Fotoğraf, bugün bile büyük bir çoğunluk tarafından nesnel gerçekliğin doğrudan insanın görme edimine eşdeğer bir KAYDI olarak ele alınmaktadır. (Fakat görme edimi referans olarak kullanıldığı halde bu referans ilişkisinin sorgulanmasına ülkemizde ancak son yıllarda başlanmıştır). Bu anlayış her tür fotoğraf üretiminde neredeyse 20.yy’ın ikinci yarısına kadar varlığını sürdüregelmiştir. Fakat 1920’lerden itibaren gelişen ‘Göstergebilim’, ‘Anlambilim’, ‘Yorumbilim’ gibi yeni disiplinler her tür söylem üzerinde etkisini giderek göstermiş ve 1960’lı yıllarda da Fotoğraf’ın bir kod sistemi ve görsel dil olanağı olduğu tartışılmaya ve kabul görmeye başlamıştır. Bu iki farklı fotoğraf anlayışını tüm detayları ile dile getirmenin, bugün geçmişi ile geleceği arasında kıvranan fotoğraf anlayışını değerlendirmemizde çok faydası olacağını sanıyorum. Çünkü bu anlayışta fotoğraf artık bir ‘Anlam Yüzeyi’ olarak ele alınmakta ve ‘Tasarım Alanı’ olarak değerlendirilmektedir.

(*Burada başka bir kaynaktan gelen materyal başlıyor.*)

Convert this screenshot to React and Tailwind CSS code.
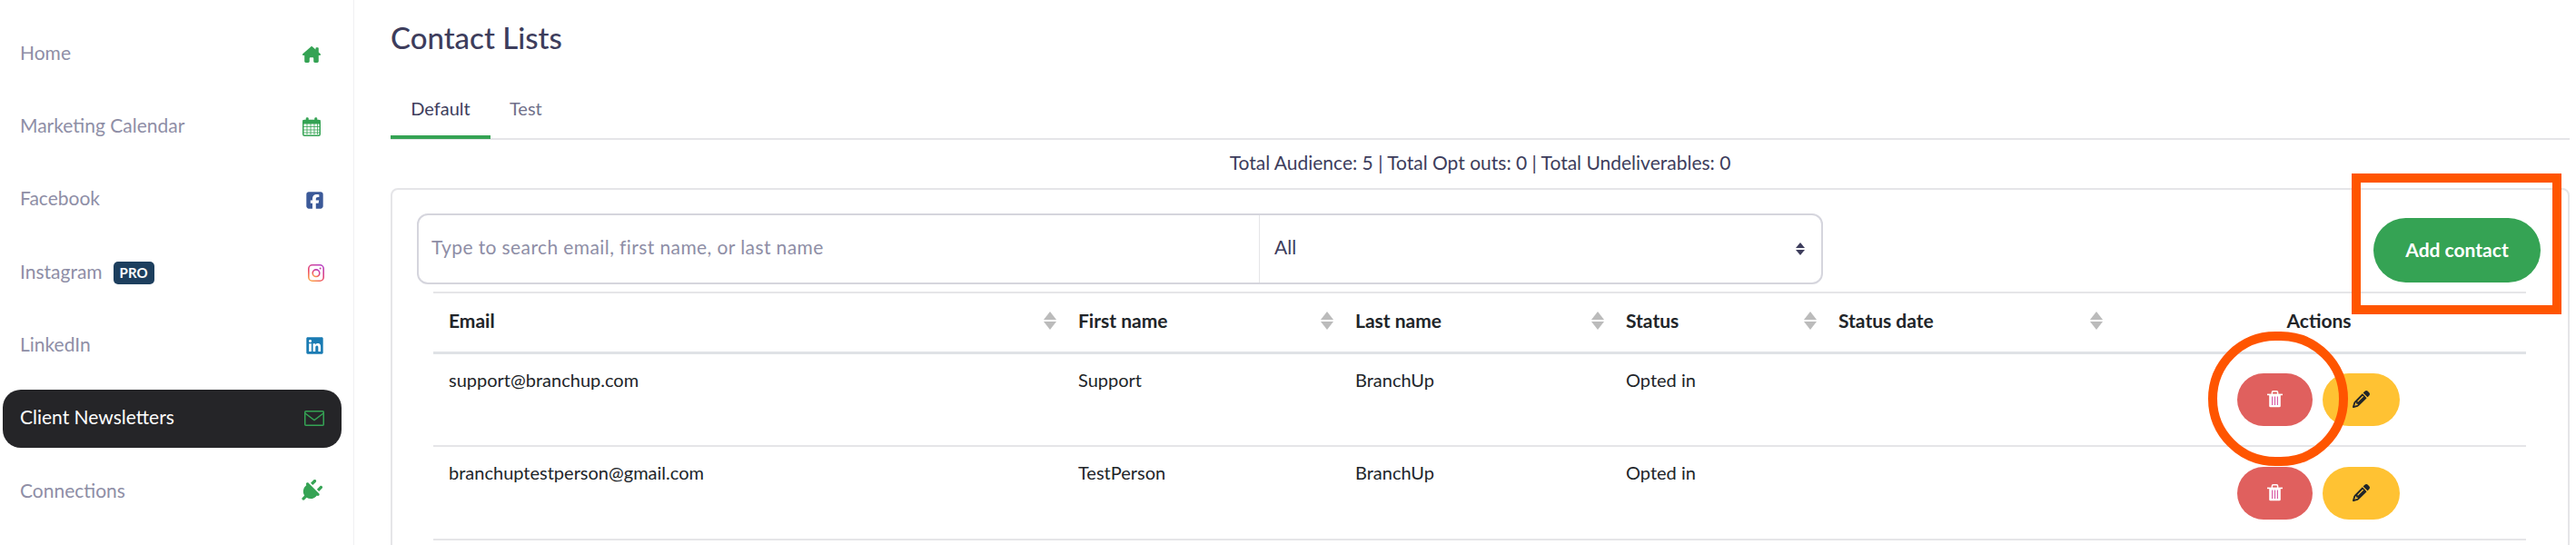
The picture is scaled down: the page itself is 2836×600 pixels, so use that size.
import React from 'react';
import { FaHouseChimney, FaPlug, FaPencil, FaSquareFacebook, FaLinkedin } from 'react-icons/fa6';

const navItems = [
  { label: 'Home', icon: <FaHouseChimney className="text-[20px] text-[#35a354]" />, iconClass: 'mr-[4px]' },
  { label: 'Marketing Calendar', icon: <CalendarIcon />, iconClass: 'mr-[4px]' },
  { label: 'Facebook', icon: <FaSquareFacebook className="text-[21px] text-[#3b5998]" /> },
  { label: 'Instagram', pro: true, icon: <InstagramIcon /> },
  { label: 'LinkedIn', icon: <FaLinkedin className="text-[21px] text-[#1a7bb3]" /> },
  { label: 'Client Newsletters', active: true, icon: <EnvelopeIcon /> },
  { label: 'Connections', icon: <FaPlug className="text-[26px] text-[#35a354] rotate-45" />, iconClass: 'mr-[2px]' },
];

const columns = [
  { label: 'Email', width: 'w-[693px]' },
  { label: 'First name', width: 'w-[305px]' },
  { label: 'Last name', width: 'w-[298px]' },
  { label: 'Status', width: 'w-[234px]' },
  { label: 'Status date', width: 'w-[315px]' },
];

const contacts = [
  { email: 'support@branchup.com', first: 'Support', last: 'BranchUp', status: 'Opted in' },
  { email: 'branchuptestperson@gmail.com', first: 'TestPerson', last: 'BranchUp', status: 'Opted in' },
];

function CalendarIcon() {
  return (
    <svg width="20" height="21" viewBox="0 0 20 21" fill="none" stroke="#35a354" className="block">
      <rect x="0.75" y="3.5" width="18.5" height="16.75" rx="1.5" strokeWidth="1.5" />
      <rect x="1" y="3.5" width="18" height="3.5" fill="#35a354" />
      <rect x="4" y="0.5" width="2.5" height="5" rx="1" fill="#35a354" strokeWidth="0.5" />
      <rect x="13.5" y="0.5" width="2.5" height="5" rx="1" fill="#35a354" strokeWidth="0.5" />
      <path d="M5 7v12M9 7v12M13 7v12M16.5 7v12M1 10.5h18M1 14h18M1 17h18" strokeWidth="0.8" />
    </svg>
  );
}

function InstagramIcon() {
  return (
    <svg width="18" height="19" viewBox="0 0 18 19" fill="none" className="block">
      <defs>
        <linearGradient id="insta" x1="0.8" y1="0" x2="0.2" y2="1">
          <stop offset="0" stopColor="#b93fc0" />
          <stop offset="0.6" stopColor="#ec4a6a" />
          <stop offset="1" stopColor="#fba04a" />
        </linearGradient>
      </defs>
      <rect x="0.8" y="0.8" width="16.4" height="17.4" rx="4" stroke="url(#insta)" strokeWidth="1.6" />
      <circle cx="9" cy="9.7" r="3.8" stroke="url(#insta)" strokeWidth="1.6" />
      <circle cx="13.6" cy="4.6" r="1" fill="#c13fa8" />
    </svg>
  );
}

function EnvelopeIcon() {
  return (
    <svg width="22" height="17" viewBox="0 0 22 17" fill="none" stroke="#35a354" strokeWidth="1.5" className="block">
      <rect x="0.75" y="0.75" width="20.5" height="15.5" rx="1" />
      <path d="M1 3l10 7.5L21 3" />
    </svg>
  );
}

function TrashIcon() {
  return (
    <svg width="17" height="19" viewBox="0 0 17 19" className="block">
      <path d="M0 3.6h17v1.6H0z" fill="#fff" />
      <path d="M5.4 4V2a1.2 1.2 0 0 1 1.2-1.2h3.8A1.2 1.2 0 0 1 11.6 2v2" fill="none" stroke="#fff" strokeWidth="1.5" />
      <path d="M2.2 4.6h12.6v12.2a1.5 1.5 0 0 1-1.5 1.5H3.7a1.5 1.5 0 0 1-1.5-1.5z" fill="#fff" />
      <path d="M5 6.6h1.2v9.4H5zM7.9 6.6h1.2v9.4H7.9zM10.8 6.6H12v9.4h-1.2z" fill="#d85fa8" />
    </svg>
  );
}

function SortArrows() {
  return (
    <span className="flex flex-col gap-[2px]">
      <span className="w-0 h-0 border-x-[7px] border-x-transparent border-b-[9px] border-b-[#bbbbbb]" />
      <span className="w-0 h-0 border-x-[7px] border-x-transparent border-t-[9px] border-t-[#bbbbbb]" />
    </span>
  );
}

export default function App() {
  return (
    <div className="relative flex h-[600px] overflow-hidden bg-white text-[#212529] font-['Lato',sans-serif]">
      <aside className="w-[390px] shrink-0 border-r border-[#f0f0f2] pt-[27.5px] pl-[3px] pr-[13px]">
        {navItems.map((item) => (
          <div
            key={item.label}
            className={`flex items-center justify-between h-[64px] mb-[16.3px] pl-[19px] pr-[19px] rounded-[20px] text-[21px] ${item.active ? 'bg-[#252528] text-white' : 'text-[#8e8ea6]'}`}
          >
            <span className="flex items-center gap-[12px]">
              <span className="pb-[4px]">{item.label}</span>
              {item.pro && (
                <span className="bg-[#1d3f5e] text-white text-[15px] font-bold rounded-[5px] px-[7px] leading-[25px]">PRO</span>
              )}
            </span>
            <span className={item.iconClass}>{item.icon}</span>
          </div>
        ))}
      </aside>

      <main className="flex-1 min-w-0 pl-[40px] pr-[7px]">
        <h1 className="mt-[20px] text-[33px] leading-[42px] font-medium text-[#3d3d5c]">Contact Lists</h1>

        <div className="mt-[46px] flex h-[46px] border-b-2 border-[#e5e5e8]">
          <div className="w-[110px] h-[45px] text-center text-[20px] leading-[22px] text-[#3d3d5c] border-b-4 border-[#35a354]">Default</div>
          <div className="ml-[21px] text-[20px] leading-[22px] text-[#70708a]">Test</div>
        </div>

        <p className="h-[53px] text-center text-[21px] leading-[50px] text-[#3d3d5c]">
          Total Audience: 5 | Total Opt outs: 0 | Total Undeliverables: 0
        </p>

        <div className="border-2 border-[#e5e5e8] rounded-t-[8px] pl-[27px] pr-[30px] pb-[40px]">
          <div className="flex items-start justify-between pt-[26px]">
            <div className="flex w-[1548px] h-[78px] border-2 border-[#d5d5dd] rounded-[12px]">
              <div className="w-[926px] pl-[14px] pb-[4px] border-r border-[#e5e5e8] flex items-center text-[21px] tracking-[0.4px] text-[#8e8ea6]">
                Type to search email, first name, or last name
              </div>
              <div className="flex-1 flex items-center justify-between pl-[16px] pr-[18px] text-[21px] text-[#3d3d5c]">
                <span className="pb-[4px]">All</span>
                <span className="flex flex-col gap-[2px]">
                  <span className="w-0 h-0 border-x-[5px] border-x-transparent border-b-[6px] border-b-[#3d3d5c]" />
                  <span className="w-0 h-0 border-x-[5px] border-x-transparent border-t-[6px] border-t-[#3d3d5c]" />
                </span>
              </div>
            </div>
            <button className="mt-[5px] w-[184px] h-[71px] pb-[2px] rounded-full bg-[#35a354] text-white text-[21px] font-bold">
              Add contact
            </button>
          </div>

          <table className="w-[2304px] ml-[18px] mt-[8px] table-fixed border-collapse text-[20px]">
            <thead>
              <tr className="border-t-2 border-b-[3px] border-[#e5e5e8] border-b-[#dfe2e6] h-[66px]">
                {columns.map((col) => (
                  <th key={col.label} className={`${col.width} pl-[17px] pr-[7px] pb-[4px] text-left text-[21px] font-bold`}>
                    <div className="flex items-center justify-between">
                      {col.label}
                      <SortArrows />
                    </div>
                  </th>
                ))}
                <th className="pl-[3px] pb-[4px] text-center text-[21px] font-bold">Actions</th>
              </tr>
            </thead>
            <tbody>
              {contacts.map((c) => (
                <tr key={c.email} className="border-b-2 border-[#e5e5e8] h-[103px]">
                  <td className="pl-[17px] pt-[13px] align-top">{c.email}</td>
                  <td className="pl-[17px] pt-[13px] align-top">{c.first}</td>
                  <td className="pl-[17px] pt-[13px] align-top">{c.last}</td>
                  <td className="pl-[17px] pt-[13px] align-top">{c.status}</td>
                  <td />
                  <td className="align-middle">
                    <div className="flex justify-center gap-[11px] pl-[2px]">
                      <button className="w-[83px] h-[58px] rounded-full bg-[#e0605e] flex items-center justify-center">
                        <TrashIcon />
                      </button>
                      <button className="w-[85px] h-[58px] rounded-full bg-[#ffc233] text-[#212529] flex items-center justify-center">
                        <FaPencil className="text-[19px]" />
                      </button>
                    </div>
                  </td>
                </tr>
              ))}
            </tbody>
          </table>
        </div>
      </main>

      <div className="absolute left-[2589px] top-[191px] w-[231px] h-[155px] border-[10px] border-[#ff5500]" />
      <div className="absolute left-[2431px] top-[365px] w-[154px] h-[148px] border-[10px] border-[#ff5500] rounded-full" />
    </div>
  );
}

Tüm üretim-tüketim değişkenleri buna göre organize edilmektedir. Yani fotoğraf bir kayıt olanağı olarak değil ‘anlam yaratım’ olanağı olarak ele alınmaktadır.

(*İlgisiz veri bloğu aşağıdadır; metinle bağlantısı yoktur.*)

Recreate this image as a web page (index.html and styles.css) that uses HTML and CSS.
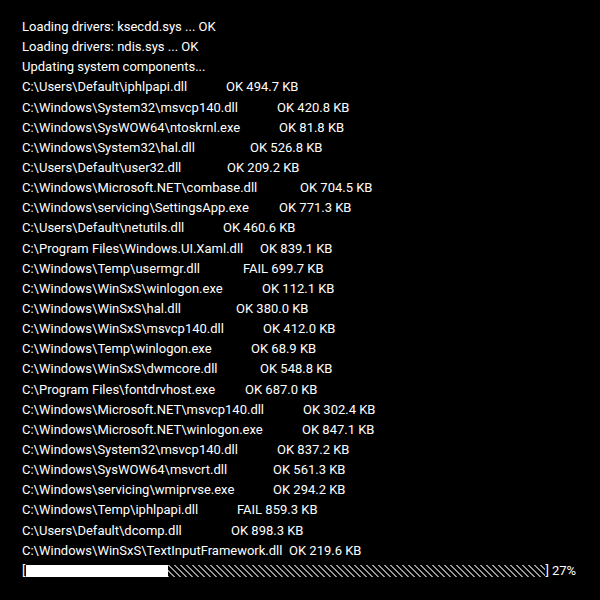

Fotoğraf’ın ilk ortaya çıktığı yıllardan başlayarak uzun bir süre resmin biçimsel estetik kurallarından ve değerlerinden yararlanması kadar doğal bir şey olamazdı. Çünkü bir söylem olanağı olarak insanın üretiminde yepyeni bir olanaktı ve bu nedenle de ilk fotoğrafçıların hep ressam kökenli olduğunu hepimiz biliyoruz sanıyorum. Bu ressam kökenli fotoğrafçılar da resmin biçimsel kaygılarını fotoğraflara taşıdılar.

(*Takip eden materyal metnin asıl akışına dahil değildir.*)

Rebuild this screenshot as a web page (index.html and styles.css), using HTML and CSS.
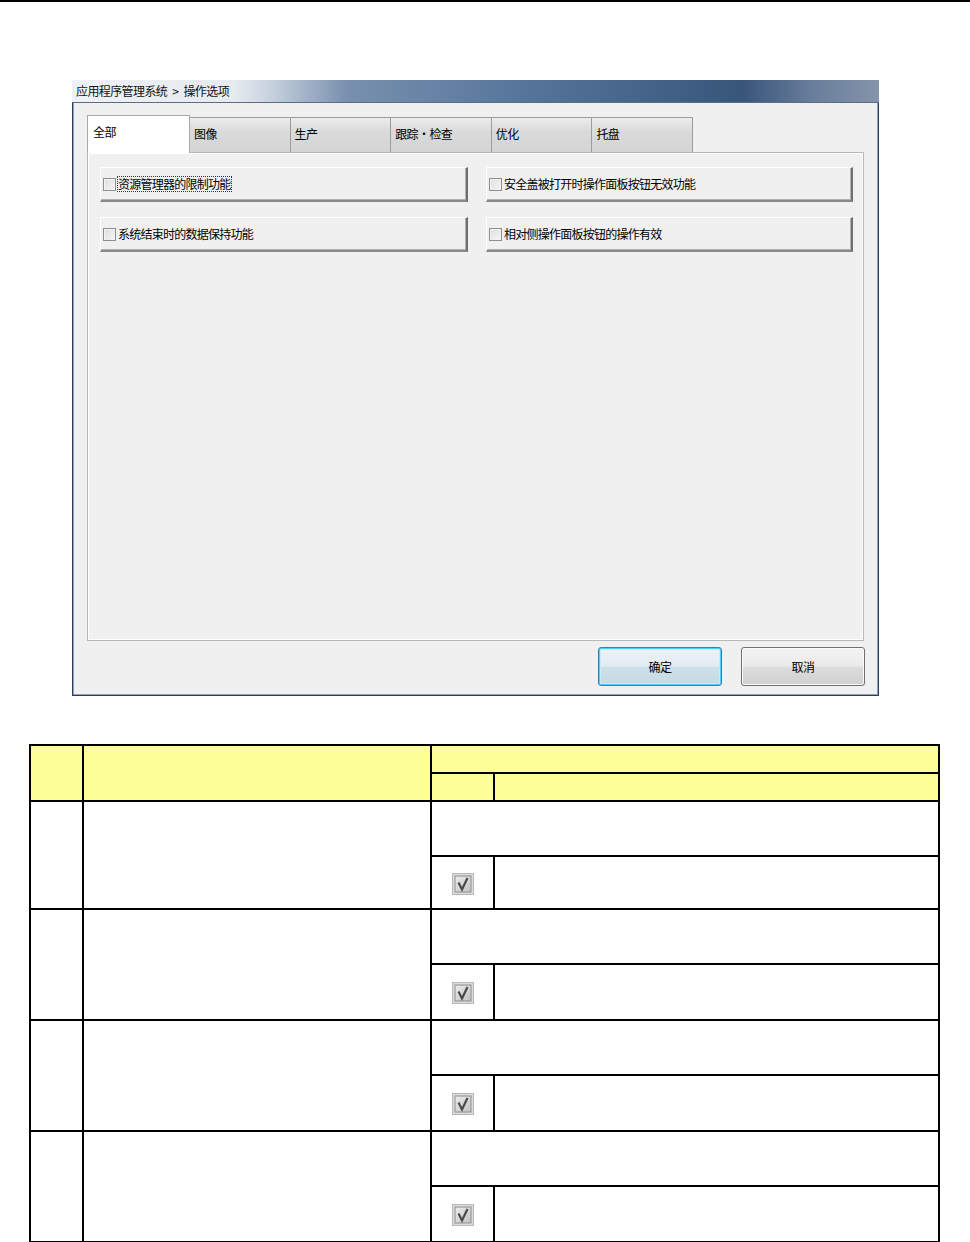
FILE: index.html
```html
<!DOCTYPE html>
<html>
<head>
<meta charset="utf-8">
<link rel="stylesheet" href="styles.css">
</head>
<body>
<div class="topline"></div>
<div class="window">
  <div class="titlebar"><span class="title">应用程序管理系统 &gt; 操作选项</span></div>
  <div class="wbody">
    <div class="tabs">
      <div class="tab active">全部</div>
      <div class="tab">图像</div>
      <div class="tab">生产</div>
      <div class="tab">跟踪・检查</div>
      <div class="tab">优化</div>
      <div class="tab">托盘</div>
    </div>
    <div class="panel">
      <div class="grid">
        <div class="opt"><span class="cb"></span><span class="lbl focus">资源管理器的限制功能</span></div>
        <div class="opt"><span class="cb"></span><span class="lbl">安全盖被打开时操作面板按钮无效功能</span></div>
        <div class="opt"><span class="cb"></span><span class="lbl">系统结束时的数据保持功能</span></div>
        <div class="opt"><span class="cb"></span><span class="lbl">相对侧操作面板按钮的操作有效</span></div>
      </div>
    </div>
    <div class="actions">
      <div class="btn primary">确定</div>
      <div class="btn">取消</div>
    </div>
  </div>
</div>

<svg width="0" height="0" style="position:absolute">
  <defs>
    <linearGradient id="g1" x1="0" y1="0" x2="1" y2="1"><stop offset="0" stop-color="#ececec"/><stop offset="1" stop-color="#c2c2c2"/></linearGradient>
    <symbol id="chk" viewBox="0 0 22 22">
      <rect x="0.5" y="0.5" width="21" height="21" fill="#dcdcdc" stroke="#b8b8b8"/>
      <rect x="3" y="3" width="16" height="16" fill="url(#g1)" stroke="#8e8e8e"/>
      <path d="M6.5 9.5 L10 16.5 L15.5 5" fill="none" stroke="#4a4a4a" stroke-width="2.2"/>
    </symbol>
  </defs>
</svg>

<table class="spec">
  <colgroup><col class="c1"><col class="c2"><col class="c3"><col></colgroup>
  <tr class="h1"><td rowspan="2"></td><td rowspan="2"></td><td colspan="2"></td></tr>
  <tr class="h2"><td></td><td></td></tr>
  <tr class="ra"><td rowspan="2"></td><td rowspan="2"></td><td colspan="2"></td></tr>
  <tr class="rb"><td class="icon"><svg width="22" height="22"><use href="#chk"/></svg></td><td></td></tr>
  <tr class="ra"><td rowspan="2"></td><td rowspan="2"></td><td colspan="2"></td></tr>
  <tr class="rb2"><td class="icon"><svg width="22" height="22"><use href="#chk"/></svg></td><td></td></tr>
  <tr class="ra"><td rowspan="2"></td><td rowspan="2"></td><td colspan="2"></td></tr>
  <tr class="rb2"><td class="icon"><svg width="22" height="22"><use href="#chk"/></svg></td><td></td></tr>
  <tr class="ra"><td rowspan="2"></td><td rowspan="2"></td><td colspan="2"></td></tr>
  <tr class="rb2"><td class="icon"><svg width="22" height="22"><use href="#chk"/></svg></td><td></td></tr>
</table>
</body>
</html>
```

FILE: styles.css
```css
* { box-sizing: border-box; }
html, body { margin: 0; padding: 0; background: #fff; }
body { font-family: "Noto Sans CJK SC", "Noto Sans", sans-serif; font-size: 12px; color: #000; }

.topline { height: 2px; background: #000; }

.window {
  margin: 78px 0 0 72px;
  width: 807px;
  height: 616px;
  border: 1px solid #2c3d57;
  border-top: none;
  background: #f0f0f0;
  display: flex;
  flex-direction: column;
  box-shadow: inset 1px 0 0 #8fa2bb, inset -1px 0 0 #8fa2bb, inset 0 -1px 0 #8fa2bb;
}
.titlebar {
  height: 23px;
  flex: none;
  background: linear-gradient(90deg, #eef1f5 0%, #e6ebf0 20%, #c4cfdc 25%, #7890ae 34%, #58769c 55%, #38557a 83%, #6a7f9c 92%, #8494aa 100%);
  border-bottom: 1px solid #5a6c86;
  display: flex;
  align-items: center;
  padding-left: 4px;
  margin: 0 -1px;
}
.title { font-size: 12px; color: #111; line-height: 1; letter-spacing: -0.6px; word-spacing: 3px; }

.wbody { flex: 1; padding: 12px 13px 0 14px; display: flex; flex-direction: column; }

.tabs { display: flex; align-items: flex-end; height: 37px; position: relative; z-index: 1; }
.tab {
  width: 101.6px;
  height: 35px;
  border: 1px solid #9c9c9c;
  border-bottom: none;
  margin-left: -1px;
  background: linear-gradient(#ececec, #dadada 40%, #d4d4d4);
  padding: 9px 0 0 4px;
  line-height: 14px;
  letter-spacing: -0.6px;
}
.tab.active {
  width: 103px;
  margin-left: 0;
  background: #fff;
  border-color: #a8a8a8;
  padding: 9px 0 0 5px;
  margin-bottom: -1px;
  height: 38px;
  z-index: 2;
}

.panel {
  width: 777px;
  height: 489px;
  border: 1px solid #b8b8b8;
  background: #f0f0f0;
  box-shadow: inset 1px 1px 0 #fff, inset -1px -1px 0 #fff;
  padding: 14px 10px 0 12px;
}
.grid { display: grid; grid-template-columns: 368px 367px; column-gap: 18px; row-gap: 15px; }
.opt {
  height: 35px;
  background: #f0f0f0;
  border-top: 1px solid #fff;
  border-left: 1px solid #fff;
  border-right: 2px solid #6e6e6e;
  border-bottom: 2px solid #8a8a8a;
  box-shadow: inset -1px -1px 0 #b0b0b0;
  display: flex;
  align-items: center;
  padding-left: 2px;
}
.cb {
  width: 13px; height: 13px;
  border: 1px solid #8e8e8e;
  background: linear-gradient(135deg, #dedede, #f6f6f6);
  box-shadow: inset 1px 1px 0 #f4f4f4;
  margin-right: 2px;
  flex: none;
}
.lbl { line-height: 14px; white-space: nowrap; letter-spacing: -0.75px; }
.lbl.focus { outline: 1px dotted #333; outline-offset: 0; }

.actions { display: flex; justify-content: flex-end; gap: 19px; padding-top: 6px; }
.btn {
  width: 124px; height: 39px;
  border: 1px solid #707070;
  border-radius: 3px;
  background: linear-gradient(#f2f2f2 0%, #ebebeb 48%, #dddddd 52%, #cfcfcf 100%);
  display: flex; align-items: center; justify-content: center;
  box-shadow: inset 0 0 0 1px #fbfbfb;
  letter-spacing: -0.5px;
}
.btn.primary {
  border-color: #3c7fb1;
  background: linear-gradient(#edf3f7 0%, #e3ecf2 48%, #cde0ea 52%, #c4dae6 100%);
  box-shadow: inset 0 0 0 1px #48d0fb, inset 0 0 0 2px #c6ecfa;
}

.spec {
  margin: 48px 0 0 29px;
  width: 911px;
  border-collapse: collapse;
  table-layout: fixed;
}
.spec td { border: 2px solid #000; padding: 0; }
.spec .c1 { width: 53px; }
.spec .c2 { width: 348px; }
.spec .c3 { width: 63px; }
.spec .h1 td, .spec .h2 td { background: #fefe99; }
.spec .h1 { height: 28px; }
.spec .h2 { height: 28px; }
.spec .ra { height: 55px; }
.spec .rb { height: 53px; }
.spec .rb2 { height: 56px; }
.spec .icon { text-align: center; vertical-align: middle; }
.spec .icon svg { display: block; margin: 2px auto 0; }
```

Resimden devşirme diyebileceğimiz bu yapı sonsuza dek süremedi. Mademki fotoğraf görme edimini referans olarak kullanıyordu, hatta ondan daha farklı olanakları da vardı, o halde kendi biçimsel dilini yaratabilirdi. Süreç içerisinde bu da gerçekleşmeye başladı ve bugün birçok fotoğrafçı artık sadece fotoğrafın kendi biçimsel dilinden yola çıkarak işler üretmektedir. Biz de burada bu birbirinden farklı olanakları karşı-laştırıp ne gibi anlamlandırma farklılıklarına neden olduğunu göreceğiz.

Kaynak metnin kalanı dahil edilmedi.